The day before I went to Savannah, I received the letters, had whittled the pages down to exactly 100, organized, labeled, written a cover letter, and compiled it all into brand new binders. Behold:

Nice, right? I found a little time to be highly satisfied before tucking them into a flat rate box and walking the 1/4 mile to our tiny post office. The girl at the desk was on the phone throughout our transaction. She has no idea what precious cargo she took off my hands and sent on its way.

So there it is: my dramaturgical journey. Maybe there's another chapter for this particular unit, maybe not.

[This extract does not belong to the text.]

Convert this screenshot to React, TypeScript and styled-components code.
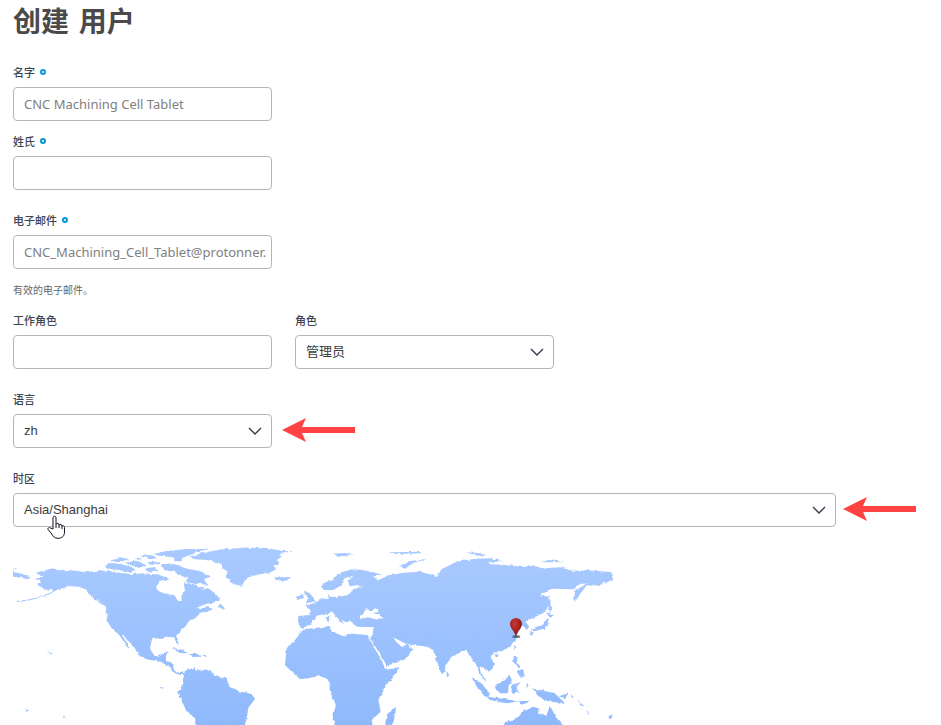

Either way, I've discovered something that I feel competent with, that engages my nerdy side and lets me read heady stuff and wear my glasses. I am hoping to pursue it alongside my acting career, as it widens the field of potential jobs and lessens the likelihood of living in a cardboard box. I would encourage anyone with good research, writing, and organizational skills to take a crack at it that quarter you don't get cast in a show. You never know, you might get nominated for something.